It borders on trite to suggest that we live in an age ruled by data, however, that's entirely the outcome of the data-driven way in which we all operate. We are incrementally improving our ability to store it cheaply, transfer it quickly and analyse it comprehensively. Big Data has become the way to do business and the prevailing mindset is that organisations that aren't on board will be left behind.
Data analytics is not particularly new; regression analyses were being performed early in the 19th century and the phrase "machine learning" was coined in 1959. What is new, however, is the extent to which the global population is now aware of the ways we can use data and the way those processes are being marketed and sold. Further, more and more of our daily lives can now be quantified in databases. Our correspondence is increasingly digital (and searchable), our consumer choices easily tabulated, and our movements are all tracked (at least by default).
With that much data floating around, it is obvious that it presents some risk. The privacy concerns about the way data is misused or lost is well understood, typified by the Facebook-Cambridge Analytica and SolarWinds issues. However, organisations must soon come to understand that the mere act of holding on to information, even if nothing is ultimately done with it, can have consequences as well. The usual position for organisations when it comes to data is to hold on to as much as possible, after all, who knows when it could be useful? However, one needs to properly consider what sort of data is being collected and, if it's not being used, whether it is best to let it go.

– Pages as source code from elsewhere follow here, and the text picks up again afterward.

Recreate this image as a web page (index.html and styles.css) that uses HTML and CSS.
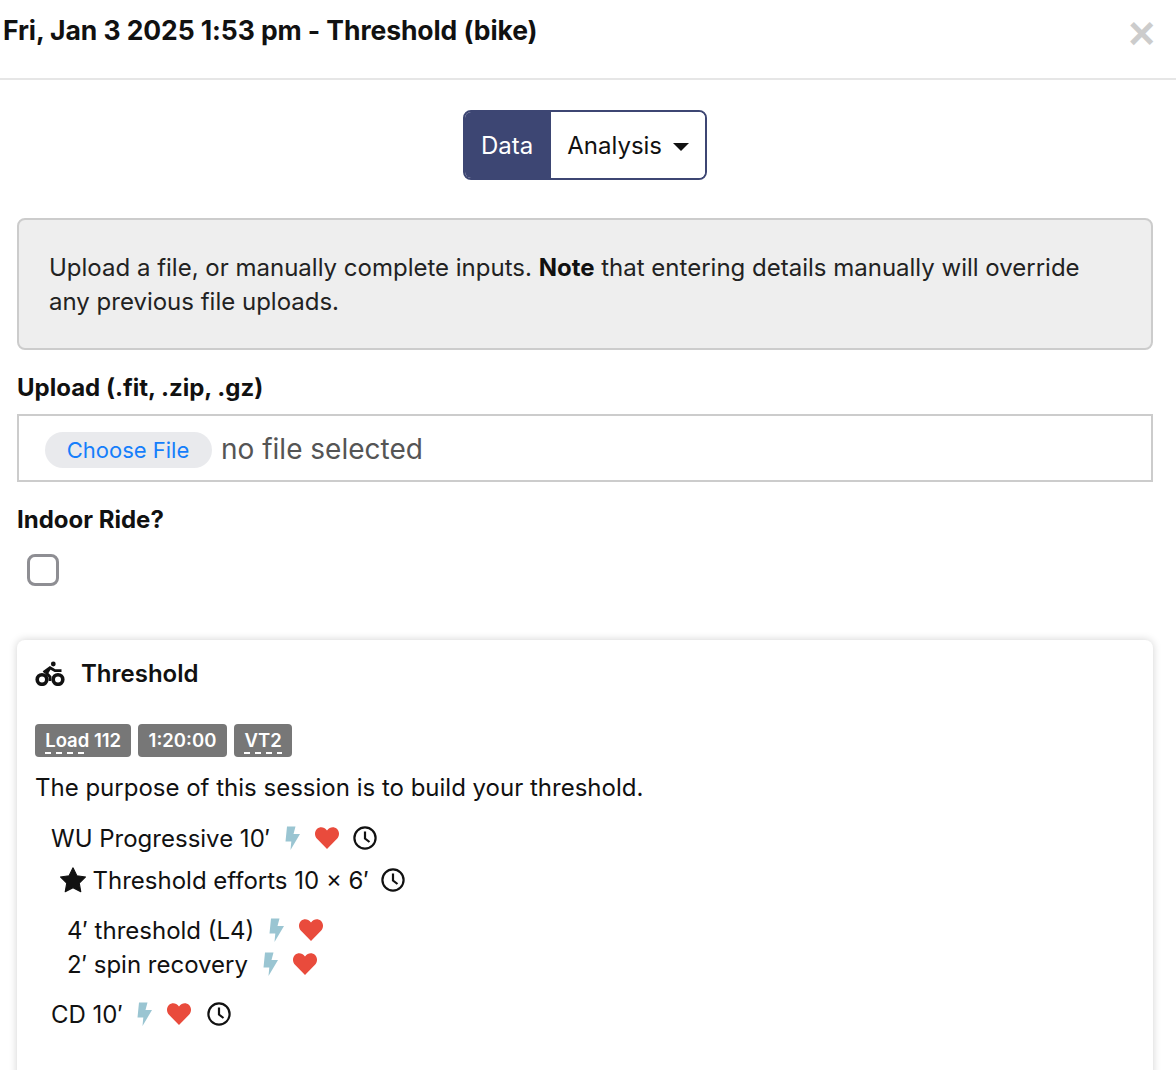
FILE: index.html
```html
<!DOCTYPE html>
<html lang="en">
<head>
    <meta charset="UTF-8">
    <meta name="viewport" content="width=device-width, initial-scale=1.0">
    <title>Threshold (bike)</title>
    <link rel="stylesheet" href="styles.css">
</head>
<body>
    <svg class="icon-defs" width="0" height="0">
        <symbol id="bolt" viewBox="0 0 16 24"><path d="M3 .5H11.5L9.5 8H16L6.5 24L7.3 15.5H1.5Z" stroke-linejoin="round"/></symbol>
        <symbol id="heart" viewBox="0 0 24 22"><path d="M12 22L2 11.8C-0.8 8.8 -0.6 4.2 2.2 1.8C5 -0.6 9.2 -0.2 12 3.4C14.8 -0.2 19 -0.6 21.8 1.8C24.6 4.2 24.8 8.8 22 11.8Z"/></symbol>
        <symbol id="clock" viewBox="0 0 24 24"><circle cx="12" cy="12" r="10.6" fill="none" stroke="currentColor" stroke-width="2.2"/><path d="M12 5.5V12.5L16.5 16" fill="none" stroke="currentColor" stroke-width="2.2"/></symbol>
    </svg>

    <header class="modal-header">
        <h1>Fri, Jan 3 2025 1:53 pm - Threshold (bike)</h1>
        <button class="close" type="button">&times;</button>
    </header>

    <main class="modal-body">
        <div class="toggle">
            <button class="toggle-item active" type="button">Data</button>
            <button class="toggle-item" type="button">Analysis <span class="caret"></span></button>
        </div>

        <div class="notice">
            Upload a file, or manually complete inputs. <strong>Note</strong> that entering details manually will override any previous file uploads.
        </div>

        <label class="field-label">Upload (.fit, .zip, .gz)</label>
        <div class="file-box">
            <span class="file-button">Choose File</span>
            <span class="file-name">no file selected</span>
        </div>

        <label class="field-label">Indoor Ride?</label>
        <div class="checkbox"></div>

        <section class="card">
            <div class="card-title">
                <svg class="bike" viewBox="0 0 30 26">
                    <circle cx="7" cy="19.5" r="4.8" fill="none" stroke="#111" stroke-width="3.6"/>
                    <circle cx="23" cy="19.5" r="4.8" fill="none" stroke="#111" stroke-width="3.6"/>
                    <circle cx="18.3" cy="4" r="2.4" fill="#111"/>
                    <path d="M8.5 12.3L15 7.7L20 10.7H26.5M15 7.7L11.7 13.3L15 16.7V21" fill="none" stroke="#111" stroke-width="2.8"/>
                </svg>
                <span>Threshold</span>
            </div>
            <div class="badges">
                <span class="badge"><span class="dashed">Load</span> 112</span>
                <span class="badge wide">1:20:00</span>
                <span class="badge wide"><span class="dashed">VT2</span></span>
            </div>
            <p class="purpose">The purpose of this session is to build your threshold.</p>

            <div class="step">
                <span>WU Progressive 10′</span>
                <svg class="ic bolt"><use href="#bolt"/></svg>
                <svg class="ic heart"><use href="#heart"/></svg>
                <svg class="ic clock"><use href="#clock"/></svg>
            </div>
            <div class="step main-set">
                <svg class="star" viewBox="0 0 24 24"><path d="M12 .8L15.6 8L23.6 9.2L17.8 14.9L19.2 22.9L12 19.1L4.8 22.9L6.2 14.9L.4 9.2L8.4 8Z" stroke="#111" stroke-width="1" stroke-linejoin="round"/></svg>
                <span>Threshold efforts 10 × 6′</span>
                <svg class="ic clock"><use href="#clock"/></svg>
            </div>
            <div class="sub-steps">
                <div class="step">
                    <span>4′ threshold (L4)</span>
                    <svg class="ic bolt"><use href="#bolt"/></svg>
                    <svg class="ic heart"><use href="#heart"/></svg>
                </div>
                <div class="step">
                    <span>2′ spin recovery</span>
                    <svg class="ic bolt"><use href="#bolt"/></svg>
                    <svg class="ic heart"><use href="#heart"/></svg>
                </div>
            </div>
            <div class="step cool-down">
                <span>CD 10′</span>
                <svg class="ic bolt"><use href="#bolt"/></svg>
                <svg class="ic heart"><use href="#heart"/></svg>
                <svg class="ic clock"><use href="#clock"/></svg>
            </div>
        </section>
    </main>
</body>
</html>
```

FILE: styles.css
```css
html, body {
    margin: 0;
    height: 1070px;
    overflow: hidden;
    background-color: #fff;
}
body {
    font-family: "Inter", sans-serif;
    color: #111;
    font-size: 24px;
}
.icon-defs {
    position: absolute;
}
.modal-header {
    display: flex;
    justify-content: space-between;
    height: 78px;
    border-bottom: 2px solid #e6e6e6;
    padding: 0 21px 0 3px;
}
.modal-header h1 {
    margin: 14px 0 0;
    font-size: 26.5px;
    line-height: 32px;
    font-weight: 700;
    letter-spacing: -0.08px;
}
.close {
    border: none;
    background: none;
    padding: 0;
    height: 36px;
    margin-top: 15px;
    color: #ccc;
    font-size: 46px;
    line-height: 36px;
    font-weight: 700;
    font-family: "Liberation Sans", sans-serif;
}
.modal-body {
    padding: 30px 23px 0 17px;
}
.toggle {
    display: flex;
    width: 244px;
    height: 70px;
    box-sizing: border-box;
    margin: 0 auto 38px;
    border: 2px solid #3d4673;
    border-radius: 8px;
    overflow: hidden;
}
.toggle-item {
    border: none;
    background: #fff;
    color: #111;
    font-family: inherit;
    font-size: 24px;
    padding: 0 16px;
    white-space: nowrap;
}
.toggle-item.active {
    padding: 0 18px 0 16px;
    background-color: #3d4673;
    color: #fff;
}
.caret {
    display: inline-block;
    width: 0;
    height: 0;
    margin-left: 4px;
    vertical-align: 3px;
    border-top: 8px solid #111;
    border-left: 8px solid transparent;
    border-right: 8px solid transparent;
}
.notice {
    box-sizing: border-box;
    height: 132px;
    padding: 31px 40px 0 30px;
    background-color: #eee;
    border: 2px solid #ccc;
    border-radius: 8px;
    line-height: 34px;
    color: #222;
}
.notice strong {
    color: #111;
}
.field-label {
    display: block;
    margin-top: 23px;
    font-weight: 700;
    line-height: 30px;
}
.file-box {
    box-sizing: border-box;
    display: flex;
    align-items: center;
    height: 68px;
    margin-top: 11px;
    padding-left: 26px;
    border: 2px solid #ccc;
}
.file-button {
    box-sizing: border-box;
    width: 167px;
    height: 36px;
    margin-top: 4px;
    padding-right: 1px;
    border-radius: 18px;
    background-color: #e9eaed;
    color: #157efb;
    font-size: 22px;
    line-height: 36px;
    text-align: center;
}
.file-name {
    margin-left: 9px;
    margin-top: 2px;
    font-size: 28px;
    color: #555;
}
.checkbox {
    box-sizing: border-box;
    width: 32px;
    height: 32px;
    margin: 19px 0 54px 10px;
    border: 3px solid #8e8e93;
    border-radius: 8px;
}
.card {
    box-sizing: border-box;
    height: 460px;
    padding: 17px 18px 0;
    border-radius: 8px;
    box-shadow: 0 0 8px rgba(0, 0, 0, 0.18);
}
.card-title {
    display: flex;
    align-items: center;
    height: 32px;
    font-weight: 600;
}
.bike {
    width: 30px;
    height: 26px;
    margin-right: 16px;
}
.badges {
    display: flex;
    gap: 6.5px;
    margin-top: 35px;
}
.badge {
    height: 33px;
    padding: 0 10.2px;
    border-radius: 4px;
    background-color: #777;
    color: #fff;
    font-size: 18.5px;
    font-weight: 600;
    line-height: 32px;
    white-space: nowrap;
}
.badge.wide {
    padding: 0 10.8px;
}
.badge .dashed {
    display: inline-block;
    height: 30px;
    background: repeating-linear-gradient(90deg, #fff 0 6px, transparent 6px 11px) left bottom / 100% 2px no-repeat;
}
.purpose {
    margin: 14px 0 0;
    line-height: 34px;
}
.step {
    display: flex;
    align-items: center;
    height: 34px;
    margin: 16px 0 0 16px;
}
.main-set {
    margin: 8px 0 0 25px;
}
.sub-steps {
    margin: 16px 0 16px 32px;
}
.sub-steps .step {
    margin: 0;
}
.ic {
    width: 24px;
    height: 24px;
}
.ic.bolt {
    width: 16px;
    fill: #9ac5d2;
    margin-left: 14px;
}
.ic.heart {
    width: 24px;
    height: 22px;
    fill: #e94b3c;
    margin-left: 15px;
}
.ic.clock {
    color: #111;
    margin-left: 14px;
}
.main-set .ic.clock {
    margin-left: 12px;
}
.cool-down .ic.bolt {
    margin-left: 13px;
}
.cool-down .ic.clock {
    margin-left: 16px;
}
.star {
    width: 26px;
    height: 26px;
    fill: #111;
    margin-right: 6.5px;
}
```
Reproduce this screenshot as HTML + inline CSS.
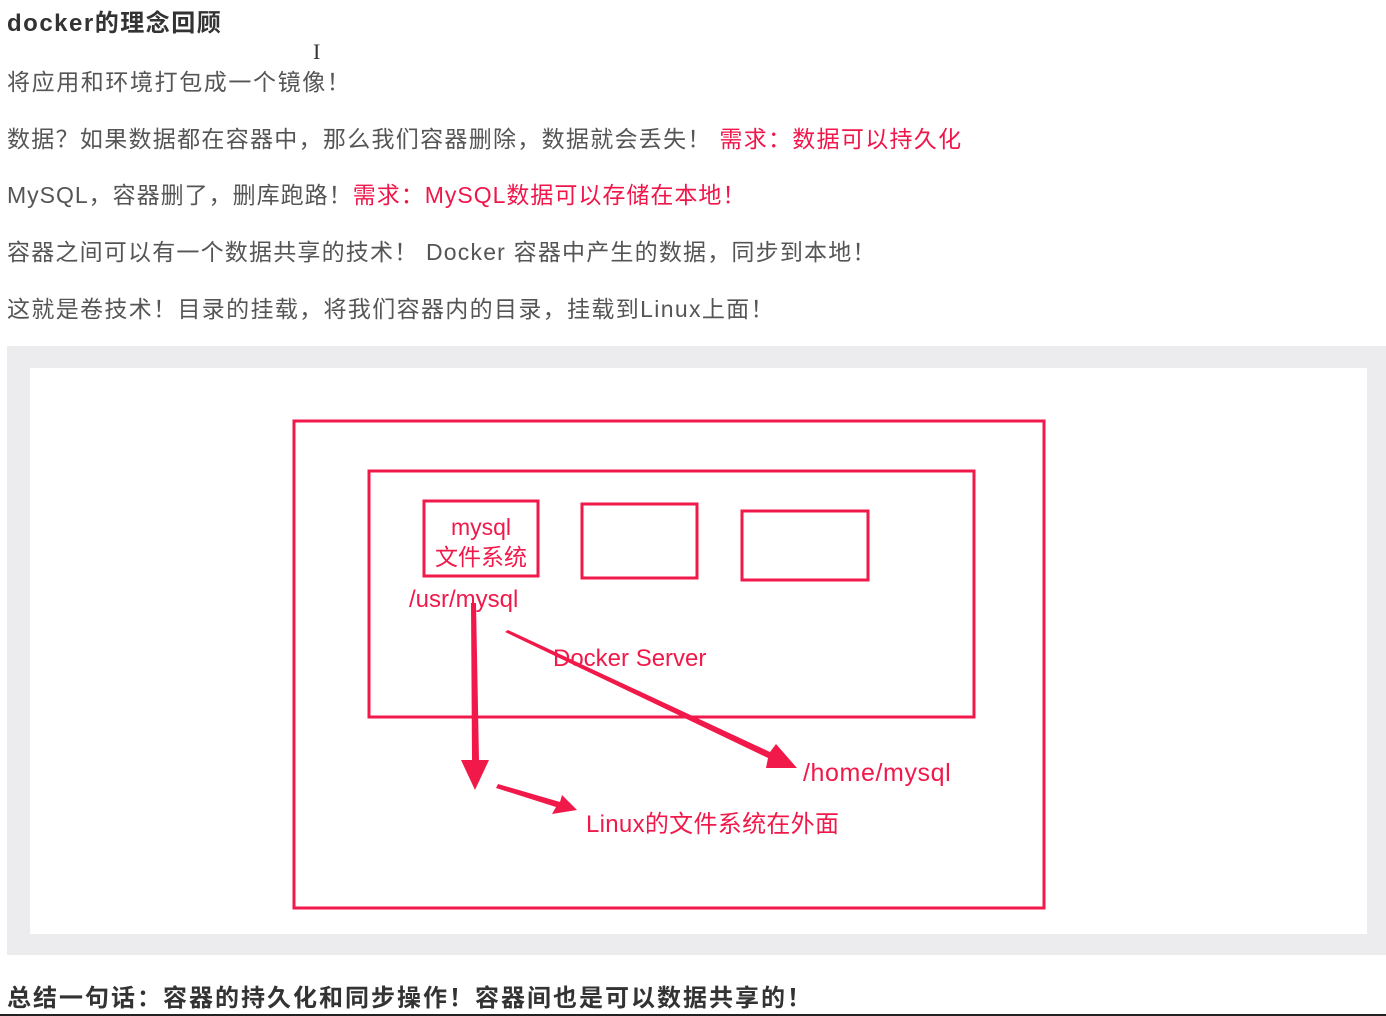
<!DOCTYPE html>
<html><head><meta charset="utf-8"><style>
html,body{margin:0;padding:0;background:#fff;width:1386px;height:1016px;overflow:hidden;position:relative}
.t{position:absolute;left:7px;white-space:nowrap;font-family:"Liberation Sans","Noto Sans CJK SC",sans-serif;font-size:23px;color:#555;line-height:30px;letter-spacing:1.3px}
.r{color:#f0164a}
.b{font-weight:bold;color:#333}
</style></head><body>
<div class="t b" style="top:9px;font-size:24px;letter-spacing:1.5px">docker的理念回顾</div>
<div style="position:absolute;left:313px;top:39px;font-family:'Liberation Serif',serif;font-size:22px;color:#333">I</div>
<div class="t" style="top:67px;letter-spacing:1.6px">将应用和环境打包成一个镜像！</div>
<div class="t" style="top:124px">数据？如果数据都在容器中，那么我们容器删除，数据就会丢失！ <span class="r">需求：数据可以持久化</span></div>
<div class="t" style="top:180px;letter-spacing:1.0px">MySQL，容器删了，删库跑路！<span class="r">需求：MySQL数据可以存储在本地！</span></div>
<div class="t" style="top:237px;letter-spacing:1.2px">容器之间可以有一个数据共享的技术！ Docker 容器中产生的数据，同步到本地！</div>
<div class="t" style="top:294px;letter-spacing:1.35px">这就是卷技术！目录的挂载，将我们容器内的目录，挂载到Linux上面！</div>
<div style="position:absolute;left:7px;top:346px;width:1379px;height:609px;background:#ececee"></div>
<div style="position:absolute;left:30px;top:368px;width:1337px;height:566px;background:#fff"></div>
<svg style="position:absolute;left:0;top:0" width="1386" height="1016" font-family="Liberation Sans, Noto Sans CJK SC, sans-serif">
<g fill="none" stroke="#f0194a" stroke-width="3">
<rect x="294" y="421" width="750" height="487"/>
<rect x="369" y="471" width="605" height="246"/>
<rect x="424" y="501" width="114" height="75"/>
<rect x="582" y="504" width="115" height="74"/>
<rect x="742" y="511" width="126" height="69"/>
</g>
<g fill="#f0194a">
<text x="481" y="535" font-size="23" text-anchor="middle">mysql</text>
<text x="481" y="565" font-size="23" text-anchor="middle">文件系统</text>
<text x="409" y="607" font-size="24">/usr/mysql</text>
<text x="553" y="666" font-size="24">Docker Server</text>
<text x="803" y="781" font-size="25" letter-spacing="0.6">/home/mysql</text>
<text x="586" y="832" font-size="24" letter-spacing="0.3">Linux的文件系统在外面</text>
<polygon points="471,603 476,603 479,760 489,760 475,790 461,760 472,760"/>
<polygon points="505,632 508,630 770,752 776,744 797,768 766,768 768,758"/>
<polygon points="496,788 498,784 560,802 562,795 577,810 552,814 556,807"/>
</g>
</svg>
<div class="t b" style="top:984px;font-size:24px;letter-spacing:2.0px">总结一句话：容器的持久化和同步操作！容器间也是可以数据共享的！</div>
<div style="position:absolute;left:0;top:1014px;width:1386px;height:2px;background:#222"></div>
</body></html>
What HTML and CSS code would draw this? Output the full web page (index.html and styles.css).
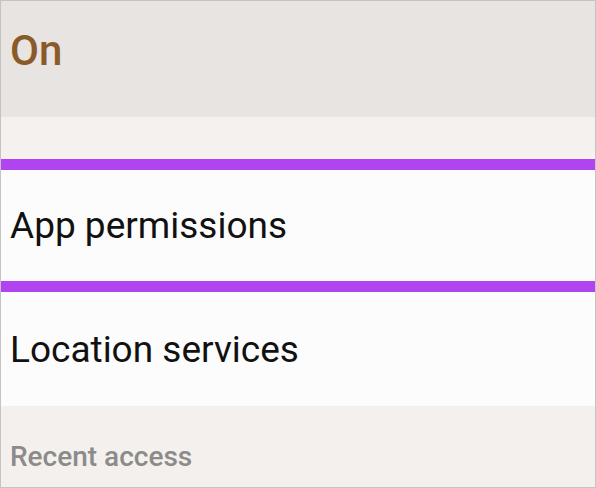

Data as a means of control
In 2021, the Fair Work Commission (FWC) found in favour Diego Franco in his unfair dismissal claim against Deliveroo. A key finding in that matter was that he was an employee, rather than an independent contractor as argued by Foodora. An interesting consideration in that decision was in respect of the comprehensive data that Foodora held regarding the work that was preferred by Mr Franco and the "control" over Mr Franco that the data enabled. Foodora submitted that they did not use data metrics to appraise rider performance around the time that Mr Franco was dismissed, although they had done so previously. Commissioner Cambridge noted that the fact that Foodora were not actively using the data at the time was not determinative of the issue of control. The fact that they held that copious amount of data meant that they had the capacity to do so should they wish.
Commissioner Cambridge stated (emphasis original): The capacity for this control is inherently available from any utilisation of the significant volume of data that provides the metrics upon which control of engagement and performance of the work may be exercised. True it was that Mr Franco was not under any obligation to actually perform work for Deliveroo, but Deliveroo could exercise significant control over when, where and for how long Mr Franco worked if it chose to do so.
The importance of this FWC decision for data is not based on any precedential value; it is after all a small part of a decision which an appeal is currently underway. However, Commissioner Cambridge's comments indicate a nuanced approach to the act of holding data that will likely become more prevalent. This is not to say that holding on to the data was the wrong business move for Foodora, but that the decision of whether or not to retain data is something that needs proper consideration.
The Regulation of Retention
Entities that are subject to the Australian Privacy Principles (APPs) under the Privacy Act 1988 do have some obligations when it comes to the way they hold on to data. This includes ensuring the security of the personal information it holds (APP 11) as well as the quality and accuracy of that data (APP 10). Under APP 11, an organisation must also take reasonable steps to either destroy or de-identify personal information it holds once it no longer needs it and are not legally required to retain it.
Organisations subject to the European Union's General Data Protection Regulation (GDPR) have further obligations in respect to the information they hold. Article 5(1)(b) indicates that personal data held should be restricted to that which is necessary for the processes for which they are processed (known as data minimisation). It is also to be held (at least, in an identifiable form) for no longer than is necessary for the purpose that it was collected (Art 5(1)(e)).
Whether or not privacy regulations apply to an organisation or not may, in some circumstances, be determined due to the nature that the entity holds. Under section 6D(4)(b) of the Privacy Act 1988, an entity that would otherwise not be regulated by the Act will come under its auspices where it holds any "health information" except in an employee record. The definition of health information is broad, being any information or an opinion about a person's health or health service. The simple act of holding this information may bring with it further obligation.
It is a common expectation that privacy regulations will increase in scope in time as awareness of privacy issues grows and becomes a greater concern for the general population. While Australia does not have any tort regarding privacy, it continues to be a matter of debate. The issue of the implications data retention is not something that can be left in the archives.
A Considered Approach to Data Retention
The above issues should not be seen as an attempt to discourage the use of data, rather it shows a need for a considered approach to the retention of information. The attitude towards data for many organisations is "collect everything, retain everything", however, that is a mindset that should change. Avoiding the collection of unnecessary data, anonymising data (where possible) and having a robust data retention (and deletion) policy are all steps that organisations can take to ensure they are treating the information they hold with the respect it deserves.